Tesla Design Evolution: From Subtle Model S to Crazy-Angular Cybertruck

Opinion


When Tesla Motors rolled out its original Model S in fall 2011, some folks (myself included) were a bit underwhelmed by the rather restrained styling of Elon Musk’s opening salvo in the electric vehicle wars.

To me, it looked like a next-gen Mazda6, which wouldn’t have been a reach—given that Musk had poached Mazda U.S. chief designer Franz von Holzhausen with barely enough time to pull out his sketch pad before needing to design Tesla’s franchise car.

When I asked Franz about the Model S styling, he patiently swept aside my thinly veiled critique about his design and said the conservative approach was intentional.
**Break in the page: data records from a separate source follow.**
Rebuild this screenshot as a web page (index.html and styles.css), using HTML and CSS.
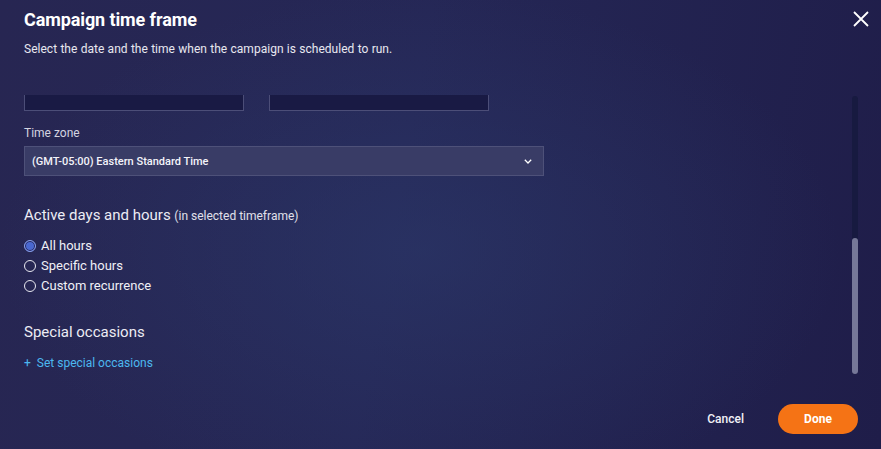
FILE: index.html
```html
<!DOCTYPE html>
<html>
<head>
<meta charset="utf-8">
<link rel="stylesheet" href="styles.css">
</head>
<body>
<div class="dialog">
  <header class="head">
    <div class="head-text">
      <h1 class="title">Campaign time frame</h1>
      <p class="subtitle">Select the date and the time when the campaign is scheduled to run.</p>
    </div>
    <button class="close" aria-label="Close">
      <svg width="16" height="16" viewBox="0 0 16 16"><path d="M1 1L15 15M15 1L1 15" stroke="#fff" stroke-width="1.8" fill="none"/></svg>
    </button>
  </header>
  <div class="body">
    <div class="scroll">
      <div class="content">
        <div class="inputs">
          <div class="input"></div>
          <div class="input"></div>
        </div>
        <label class="field-label">Time zone</label>
        <div class="select">
          <span>(GMT-05:00) Eastern Standard Time</span>
          <svg width="8" height="5" viewBox="0 0 8 5"><path d="M0.8 0.8L4 4L7.2 0.8" stroke="#fff" stroke-width="1.3" fill="none"/></svg>
        </div>
        <h2 class="section">Active days and hours <small>(in selected timeframe)</small></h2>
        <div class="radios">
          <div class="radio checked"><span class="dot"></span>All hours</div>
          <div class="radio"><span class="dot"></span>Specific hours</div>
          <div class="radio"><span class="dot"></span>Custom recurrence</div>
        </div>
        <h2 class="section special">Special occasions</h2>
        <a class="link"><span class="plus">+</span>Set special occasions</a>
      </div>
    </div>
    <div class="scrollbar"><div class="thumb"></div></div>
  </div>
  <footer class="foot">
    <button class="cancel">Cancel</button>
    <button class="done">Done</button>
  </footer>
</div>
</body>
</html>
```

FILE: styles.css
```css
* { box-sizing: border-box; }
html, body { margin: 0; padding: 0; }
body {
  width: 881px;
  height: 449px;
  overflow: hidden;
  font-family: Roboto, "Liberation Sans", sans-serif;
  color: #fff;
  background: #232250;
}
.dialog {
  width: 881px;
  height: 449px;
  display: flex;
  flex-direction: column;
  background:
    radial-gradient(ellipse 420px 260px at 420px 250px, rgba(44, 58, 108, 0.55), rgba(44, 58, 108, 0) 100%),
    linear-gradient(100deg, #272652 0%, #252756 45%, #1f1d49 100%);
}
.head {
  display: flex;
  justify-content: space-between;
  align-items: flex-start;
  padding: 9px 12px 0 24px;
  height: 95px;
}
.title {
  margin: 0;
  font-size: 18px;
  font-weight: 700;
  line-height: 22px;
  letter-spacing: -0.1px;
}
.subtitle {
  margin: 11px 0 0;
  font-size: 12px;
  line-height: 14px;
  color: #e8e8f0;
  letter-spacing: 0.02px;
  word-spacing: 0.3px;
}
.close {
  background: none;
  border: 0;
  padding: 0;
  margin-top: 2px;
  width: 16px;
  height: 16px;
  cursor: pointer;
  display: block;
}
.close svg { display: block; }
.body {
  display: flex;
  height: 280px;
}
.scroll {
  flex: 1;
  overflow: hidden;
}
.content {
  padding-left: 24px;
  margin-top: -14px;
}
.inputs {
  display: flex;
  gap: 25px;
}
.input {
  width: 220px;
  height: 30px;
  background: #191a44;
  border: 1px solid #4c4e78;
}
.field-label {
  display: block;
  margin-top: 15px;
  font-size: 12px;
  line-height: 14px;
  color: #d4d4e0;
}
.select {
  margin-top: 6px;
  width: 520px;
  height: 30px;
  background: #393c66;
  border: 1px solid #4e5179;
  display: flex;
  align-items: center;
  justify-content: space-between;
  padding: 0 11px 0 7px;
  font-size: 11px;
  font-weight: 500;
  color: #f4f4fa;
}
.select svg { display: block; }
.section {
  margin: 31px 0 0;
  font-size: 15px;
  font-weight: 400;
  line-height: 16px;
  color: #ececf4;
}
.section small {
  font-size: 12px;
  color: #e0e0ea;
}
.radios {
  margin-top: 14px;
  display: flex;
  flex-direction: column;
  gap: 5px;
}
.radio {
  display: flex;
  align-items: center;
  gap: 5px;
  font-size: 13px;
  line-height: 15px;
  color: #f0f0f6;
}
.dot {
  width: 12px;
  height: 12px;
  border-radius: 50%;
  border: 1px solid #e8e8f0;
  flex: none;
}
.radio.checked .dot {
  border-color: #8aa0e8;
  background: #4a68d0;
  box-shadow: inset 0 0 0 1px #24245a;
}
.special {
  margin-top: 30px;
  font-size: 15px;
  line-height: 18px;
}
.link {
  display: block;
  margin-top: 15px;
  font-size: 12px;
  line-height: 14px;
  color: #4cb8f0;
}
.plus { margin-right: 6px; }
.scrollbar {
  width: 6px;
  margin: 1px 23px 0 0;
  height: 278px;
  background: #171a40;
  border-radius: 3px;
  display: flex;
  flex-direction: column;
  justify-content: flex-end;
}
.thumb {
  height: 136px;
  background: #767898;
  border-radius: 3px;
}
.foot {
  display: flex;
  justify-content: flex-end;
  align-items: center;
  gap: 34px;
  padding: 29px 23px 0 0;
}
button { font-family: inherit; }
.cancel {
  background: none;
  border: 0;
  padding: 0;
  color: #f0f0f6;
  font-size: 12px;
  font-weight: 500;
}
.done {
  width: 80px;
  height: 30px;
  border: 0;
  border-radius: 15px;
  background: #f57315;
  color: #fff;
  font-size: 12px;
  font-weight: 700;
}
```
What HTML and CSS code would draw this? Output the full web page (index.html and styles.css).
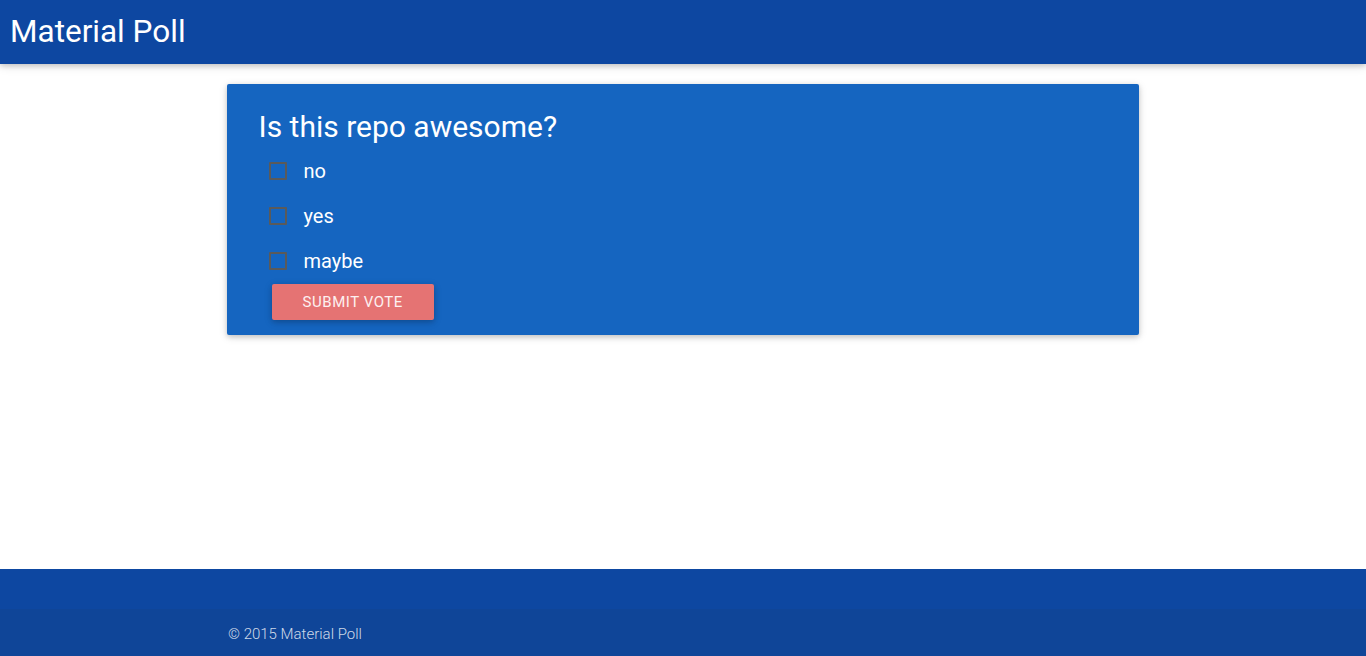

“People need to think really hard about taking this leap into uncharted territory,” he said at the time. “I didn’t want to alienate people by creating a vehicle that was awkward and weird. We wanted to create the cornerstone from where the brand is going to build.”

In other words: One thing at a time. Make the transition from gasoline to electric as seamless as possible. Don’t make it hard on early adopters by making them explain to their neighbors not only their decision to go electric but also why they were driving some goofy-looking vehicle.

Then Franz added a kicker: Expect traditional styling for the first generation of cars. Let Tesla get established. Then look out.

Guess the second generation has arrived.

The Cybertruck concept that Elon rolled out in the wake of the 2019 Los Angeles Auto Show is anything but goofy looking. It is seriously radical, like something Arnold Schwarzenegger will emerge from in the next Terminator movie. No one will look at a pickup truck the same way again.

In silhouette, the Cybertruck looks like the collision of two doorstops (thanks, Ed Loh, for that vivid description). Head on, or from an offset perspective, it’s all hard angles and aggression. The testosterone levels are off the charts. Musk already (jokingly?) tweeted about a “pressurized version” for when he and his crew of interplanetary voyagers need transport on Mars.

In purely automotive terms, the Cybertruck may pay homage to exotic ’70s concepts like the Maserati Boomerang, Ferrari Modulo, and Lancia Stratos Zero, but that’s where the disco-era tribalism ends. Line it up against all the trucks currently on sale, and they all look ancient. Forget the 2002 Thunderbird, this is what J Mays was searching for when he dropped the term “retrofuturism” a few years back.

To the unpracticed eye, the lines of a Cybertruck may look basic, like a kid’s Tangram puzzle spilt on the dining room table. But it actually owes more to very complicated modern-era military design—from the F-22 stealth fighter to the Zumwalt-class destroyer.

“People will argue that this is overly simplistic. I call it un-design,” Franz said in a recent interview. “Erasing the normalizing of design out of our heads was a long, drawn-out process. We started out with a shape like this, then we had to go all around the world to come back again to this. It’s so foreign from what we’ve done. “Let’s get to the construction: Seriously, 3mm-thick stainless steel as the body panels? The last stainless steel car was the DeLorean (although Ford and Allegheny Ludlum steel conspired on a limited promotional run back in the 1930s and again in the ’60s). But the Cybertruck reimagines its use. Durable? Bulletproof? Yep and yep.

Another cool thing about stainless steel: It gets stronger as the temperatures drop. You know the average temperature on Mars? Minus-80 Fahrenheit. Talk about protecting your design for the future.

In the 1990s, when Nissan rolled out its first lozenge-shaped vehicles like the Altima and Infiniti J30, the late Jerry Hirshberg, then-head of Nissan Design International, referred to his new wave as breaking away from “the tyranny of the wedge.” It wasn’t long before the entire industry followed suit with their own slippery suppositories.

With the Cybertruck, Franz von Holzhausen has broken Tesla away from the tyranny of the lozenge. The wedge is back.